Janet Yellen Says Federal Reserve Will Soon Say Good Bye to QE

By
Stephen Gandel
Stephen Gandel
and
Annalyn Kurtz
Annalyn Kurtz
Down Arrow Button Icon
By
Stephen Gandel
Stephen Gandel
and
Annalyn Kurtz
Annalyn Kurtz
Down Arrow Button Icon
February 14, 2017, 12:13 PM ET

The Federal Reserve hopes it will never again have to resort to the unprecedented monetary stimulus efforts it took following the great financial crisis.

In other words, buh-bye QE in the future.

“We would hope that was a very unusual intervention and one that we would not frequently be relying on in the future,” Federal Reserve Chairwoman Janet Yellen said Tuesday, speaking before the Senate Banking Committee in her semi-annual report to Congress. “We do not want to use fluctuations in our balance sheet as an active tool of monetary policy management.”

(Watch Yellen Testimony live stream here)

In the aftermath of the 2007 financial crisis, the Fed embarked on a bond-buying spree, purchasing long-term Treasuries and mortgage-backed securities in an effort to stimulate the U.S. economy by putting downward pressure on long-term interest rates.

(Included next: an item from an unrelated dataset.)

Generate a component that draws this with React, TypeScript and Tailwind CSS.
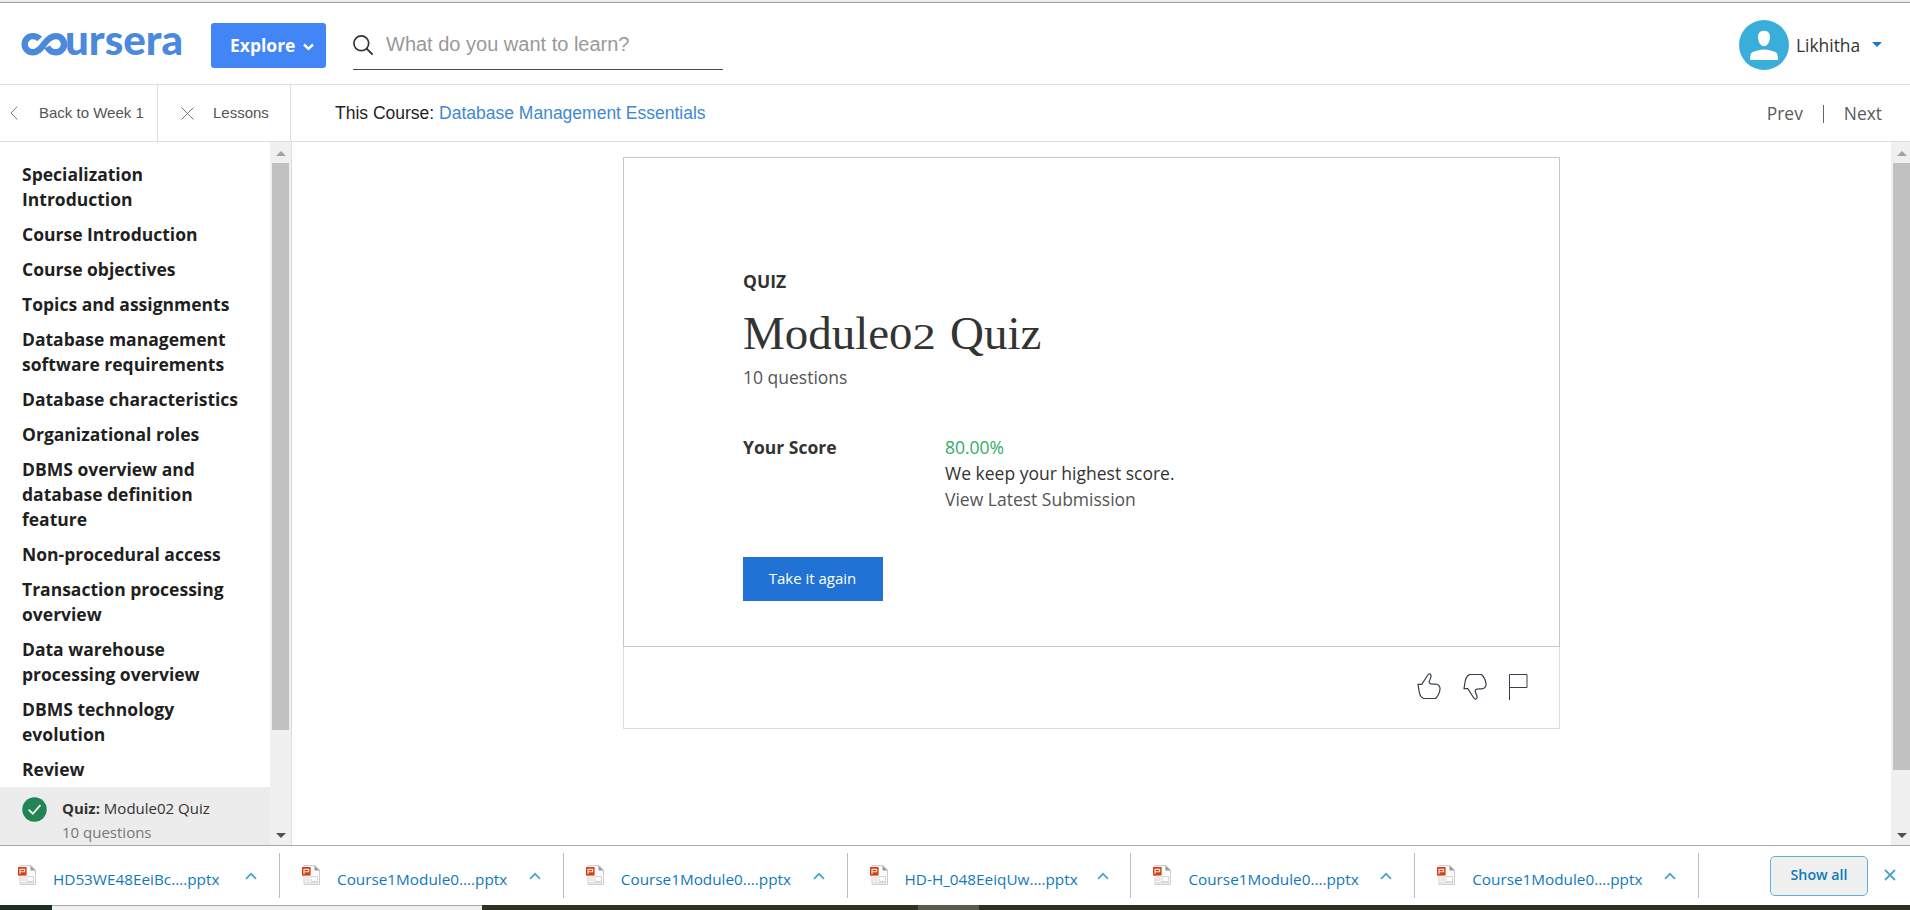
const lessons = [
  'Specialization Introduction',
  'Course Introduction',
  'Course objectives',
  'Topics and assignments',
  'Database management software requirements',
  'Database characteristics',
  'Organizational roles',
  'DBMS overview and database definition feature',
  'Non-procedural access',
  'Transaction processing overview',
  'Data warehouse processing overview',
  'DBMS technology evolution',
  'Review',
];

const downloads = [
  'HD53WE48EeiBc....pptx',
  'Course1Module0....pptx',
  'Course1Module0....pptx',
  'HD-H_048EeiqUw....pptx',
  'Course1Module0....pptx',
  'Course1Module0....pptx',
];

function Logo() {
  return (
    <svg width="168" height="64" viewBox="0 -16 168 64" aria-label="coursera" className="shrink-0">
      <path
        d="M20.300 11C18.500 9 16.300 8.100 13.400 8.100a8 8 0 0 0 0 16.200c5 0 7.600-3.200 11.200-8.200S31.500 8.100 36.500 8.100a8 8 0 0 1 0 16.200c-3.900 0-7-2-8.700-5.400"
        transform="translate(-.6 0)"
        fill="none"
        stroke="#4a89dc"
        strokeWidth="6.400"
      />
      <text
        x="45"
        y="26.600"
        fill="#4a89dc"
        fontSize="41"
        fontWeight="900"
        textLength="118"
        lengthAdjust="spacingAndGlyphs"
        className="font-['Lato',sans-serif]"
      >
        ursera
      </text>
    </svg>
  );
}

function Header() {
  return (
    <header className="flex h-[82px] shrink-0 items-center border-b border-[#dedede] pr-[28px] pl-[20px]">
      <Logo />
      <button className="mt-[4px] ml-[23px] flex h-[45px] w-[115px] shrink-0 items-center rounded-[3px] bg-[#4285f7] pl-[19px] text-[17.5px] font-bold text-white">
        Explore
        <svg width="11" height="8" viewBox="0 0 11 8" className="mt-[3px] ml-[8px]">
          <path d="M1 1.500l4.500 4.300L10 1.500" fill="none" stroke="white" strokeWidth="2.500" />
        </svg>
      </button>
      <div className="mb-[14px] ml-[27px] flex h-[49px] w-[370px] self-end border-b border-[#4a4a4a] font-['Liberation_Sans',sans-serif]">
        <svg width="21" height="21" viewBox="0 0 21 21" className="mt-[14px]">
          <circle cx="8.300" cy="8.300" r="7.400" fill="none" stroke="#333" strokeWidth="1.700" />
          <path d="M13.400 13.400l6.200 6.200" stroke="#333" strokeWidth="2" />
        </svg>
        <span className="mt-[10px] ml-[12px] text-[20px] leading-[26px] text-[#999]">What do you want to learn?</span>
      </div>
      <div className="mt-[3px] ml-auto flex items-center">
        <svg width="50" height="50" viewBox="0 0 50 50">
          <circle cx="25" cy="25" r="25" fill="#3aaedb" />
          <path d="M25 10.800c4.200 0 6.200 2.800 6 6.600-.2 4.400-2.600 8.600-6 8.600s-5.800-4.200-6-8.600c-.2-3.800 1.800-6.600 6-6.600z" fill="white" />
          <path d="M11 40c0-4.600.6-7.100 3.400-8.200 3-1.100 6.600-2.200 10.600-2.200s7.600 1.100 10.600 2.200c2.800 1.100 3.400 3.600 3.400 8.200z" fill="white" />
        </svg>
        <span className="ml-[7px] w-[65px] text-[17.4px] text-[#333]">Likhitha</span>
        <svg width="10" height="5" viewBox="0 0 10 5" className="-mt-[2px] ml-[11px]">
          <path d="M0 0h10L5 5z" fill="#2073d9" />
        </svg>
      </div>
    </header>
  );
}

function CourseNav() {
  return (
    <nav className="flex h-[57px] shrink-0 items-center border-b border-[#dedede]">
      <div className="flex h-full w-[158px] items-center border-r border-[#dedede] pl-[10px] font-['Liberation_Sans',sans-serif] text-[15px] text-[#555]">
        <svg width="8" height="14" viewBox="0 0 8 14">
          <path d="M7.300.5L1 7l6.300 6.500" fill="none" stroke="#777" />
        </svg>
        <span className="ml-[21px] whitespace-nowrap">Back to Week 1</span>
      </div>
      <div className="flex h-full w-[133px] items-center border-r border-[#dedede] pl-[23px] font-['Liberation_Sans',sans-serif] text-[15px] text-[#555]">
        <svg width="13" height="13" viewBox="0 0 13 13">
          <path d="M.5.5l12 12M12.500.5l-12 12" stroke="#777" />
        </svg>
        <span className="ml-[19px]">Lessons</span>
      </div>
      <p className="ml-[44px] font-['Liberation_Sans',sans-serif] text-[17.5px] text-[#1f1f1f]">
        This Course: <a className="text-[#4189cf]">Database Management Essentials</a>
      </p>
      <div className="ml-auto flex items-center pr-[28px] text-[17.4px] text-[#5a5a5a]">
        <span>Prev</span>
        <i className="mt-[2px] mr-[20px] ml-[20px] h-[18px] w-px bg-[#666]" />
        <span>Next</span>
      </div>
    </nav>
  );
}

function Arrow({ up }: { up?: boolean }) {
  return (
    <svg width="10" height="5" viewBox="0 0 10 5" className="shrink-0">
      {up ? <path d="M0 5h10L5 0z" fill="#a3a3a3" /> : <path d="M0 0h10L5 5z" fill="#505050" />}
    </svg>
  );
}

function Scrollbar({ thumb }: { thumb: string }) {
  return (
    <div className="flex h-full w-[21px] shrink-0 flex-col items-center bg-[#f0f0f0] pt-[9px] pb-[7px]">
      <Arrow up />
      <div className={`mt-[7px] w-[17px] shrink-0 bg-[#c1c1c1] ${thumb}`} />
      <div className="mt-auto flex">
        <Arrow />
      </div>
    </div>
  );
}

function Sidebar() {
  return (
    <aside className="flex h-full w-[292px] shrink-0 border-r border-[#dedede]">
      <div className="h-full w-[270px] shrink-0 overflow-hidden">
        <ul className="flex flex-col gap-[10px] pt-[20px] pr-[30px] pl-[22px] text-[17.5px] leading-[25px] font-bold text-[#1f1f1f]">
          {lessons.map((l) => (
            <li key={l}>{l}</li>
          ))}
        </ul>
        <div className="mt-[5px] flex h-[60px] bg-[#ececec] pt-[10px] pl-[22px] text-[15px]">
          <svg width="25" height="25" viewBox="0 0 25 25">
            <circle cx="12.500" cy="12.500" r="12.200" fill="#208454" />
            <path d="M6.600 12.700l4.200 4 7.600-8.600" fill="none" stroke="white" strokeWidth="1.700" />
          </svg>
          <div className="-mt-px ml-[15px] leading-[24px] text-[#333]">
            <p>
              <b>Quiz:</b> Module02 Quiz
            </p>
            <p className="text-[#777]">10 questions</p>
          </div>
        </div>
      </div>
      <Scrollbar thumb="h-[567px]" />
    </aside>
  );
}

const thumbPath =
  'M1 11.300h3.800L10.600 2.200c.7-1.100 1.500-1.700 2.200-1.300 1.300.7 1.400 2.200 1 3.500-.5 1.800-1.900 3.400-1.500 5.200.3 1.500 2 1.500 3.600 1.500h2.600c3 0 4.700 2.200 4.500 5.200-.3 3.400-1.900 6.700-4.500 9.200H6.500c-2.600-1.300-3.700-3.500-4.200-6z';

function QuizCard() {
  return (
    <section className="mt-[15px] flex h-[572px] w-[937px] shrink-0 flex-col border border-[#dedede]">
      <div className="-mx-px -mt-px flex h-[490px] shrink-0 flex-col border border-[#c7c7c7] pl-[119px] text-[17.5px] leading-[26px] text-[#333]">
        <h4 className="mt-[110px] font-bold">QUIZ</h4>
        <h1 className="mt-[11px] h-[56px] font-['Liberation_Serif',serif] text-[47px] leading-[56px]">
          Module<span className="inline-block w-[49px] origin-left scale-x-[1.3] text-[36px]">02</span> Quiz
        </h1>
        <p className="mt-[3px] text-[#555]">10 questions</p>
        <div className="mt-[44px] flex">
          <b className="w-[202px]">Your Score</b>
          <div>
            <p className="text-[#33ad66]">80.00%</p>
            <p>We keep your highest score.</p>
            <p className="text-[#555]">View Latest Submission</p>
          </div>
        </div>
        <button className="mt-[45px] h-[44px] w-[140px] bg-[#2073d5] pr-px pb-[2px] text-[15px] text-white">Take it again</button>
      </div>
      <div className="flex flex-1 items-center justify-end gap-[21px] pr-[31px] pb-[2px]">
        <svg width="25" height="27" viewBox="0 0 25 27" fill="none" stroke="#37404a" strokeWidth="1.200">
          <path d={thumbPath} />
        </svg>
        <svg width="25" height="27" viewBox="0 0 25 27" fill="none" stroke="#37404a" strokeWidth="1.200">
          <g transform="matrix(1 0 0 -1 0 27)">
            <path d={thumbPath} />
          </g>
        </svg>
        <svg width="19" height="26" viewBox="0 0 19 26" fill="none" stroke="#37404a">
          <path d="M.5 26V.5h17.500v13H.5" />
        </svg>
      </div>
    </section>
  );
}

function PptIcon() {
  return (
    <svg width="18" height="20" viewBox="0 0 18 20" className="-mt-[2px] shrink-0">
      <path d="M2 .5h11l4.500 4.500v14.500H2z" fill="#fbfbfb" stroke="#cfcfcf" />
      <path d="M12.500.5v5h5z" fill="#9a9a9e" />
      <path d="M3.500 12.500h4M3.500 15h4M2.500 17.800h14" stroke="#dcdcdc" strokeWidth="1.400" />
      <path d="M9 11.500h6.500v5H9z" fill="white" stroke="#d4d4d4" />
      <path d="M0 2h8.600v8.600H0z" fill="#d2401a" />
      <path d="M2 9V4.400h4.600v2.400H2" fill="none" stroke="#ffe3d8" strokeWidth="1.100" />
    </svg>
  );
}

function DownloadBar() {
  return (
    <footer className="flex h-[60px] shrink-0 items-center border-t border-[#aaa] pr-[14px] text-[#0f78be]">
      {downloads.map((d, i) => (
        <div key={i} className="flex h-[45px] w-[283.8px] shrink-0 items-center border-r border-[#bdbdbd] pl-[22px] first:w-[280px] first:pl-[18px]">
          <PptIcon />
          <span className="mt-[7px] ml-[17px] w-[192px] text-[15.3px] whitespace-nowrap">{d}</span>
          <svg width="12" height="8" viewBox="0 0 12 8">
            <path d="M1 6.800l5-5 5 5" fill="none" stroke="#4ba3d3" strokeWidth="1.800" />
          </svg>
        </div>
      ))}
      <button className="ml-auto h-[40px] w-[98px] rounded-[5px] border border-[#62aeda] bg-[#f0f0f0] pb-[2px] text-[14.2px] font-semibold">
        Show all
      </button>
      <svg width="12" height="12" viewBox="0 0 12 12" className="-mt-[2px] ml-[16px]">
        <path d="M1 1l10 10M11 1L1 11" stroke="#4ba3d3" strokeWidth="1.800" />
      </svg>
    </footer>
  );
}

export default function App() {
  return (
    <div className="flex h-[910px] w-[1910px] flex-col overflow-hidden bg-white font-['Open_Sans',sans-serif]">
      <div className="h-[3px] shrink-0 border-b border-[#9c9c9c] bg-[#eee]" />
      <Header />
      <CourseNav />
      <div className="flex h-[703px] shrink-0">
        <Sidebar />
        <main className="flex h-full flex-1 overflow-hidden pl-[331px]">
          <QuizCard />
        </main>
        <div className="w-[19px] overflow-hidden">
          <Scrollbar thumb="h-[607px]" />
        </div>
      </div>
      <DownloadBar />
      <div className="flex h-[5px] shrink-0">
        <i className="w-[52px] bg-[#1b2e22]" />
        <i className="w-[430px] border-t border-[#aaa] bg-[#f0f0f0]" />
        <i className="w-[436px] bg-[#313120]" />
        <i className="w-[61px] bg-[#5b5b4b]" />
        <i className="flex-1 bg-[#2e2f20]" />
      </div>
    </div>
  );
}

The policy, known as quantitative easing, ended in 2014, but has left the central bank holding a massive $4.5 trillion portfolio. While the Fed isn’t actively increasing the portfolio, it holds it steady by continuing to roll over maturing Treasuries and reinvest principal payments from the mortgage-backed securities.

That large balance sheet continues to have an “accommodative” effect on financial conditions, Yellen said, even as the Fed has used its more traditional policy tool—the discount rate—to tighten monetary policy twice over the past two years.

Republican senators questioned her about the Fed’s intentions to gradually unwind the balance sheet. Two options include gradually diminishing the reinvestments in the portfolio or stopping them altogether.

Yellen stressed that she wants to hold off on that wind-down effort until the central bank is confident it has enough bandwidth to respond to economic shocks with its more plain-vanilla monetary policy tool, the discount rate. She described it as the “traditional tool” markets best understand and “one we have the most confidence in” to calibrate it relative to the needs of the economy.

“Before we turn that process on and start it, we want to make sure we have adequate ability through our normal interest rate moves to meet the needs of the economy,” she said.

Yellen stressed that her intent is for the Fed’s portfolio to eventually shrink the balance sheet to a level that is “substantially smaller than at the current time,” consisting primarily of U.S. Treasury securities.

The Federal Reserve’s policy making committee next meets in March.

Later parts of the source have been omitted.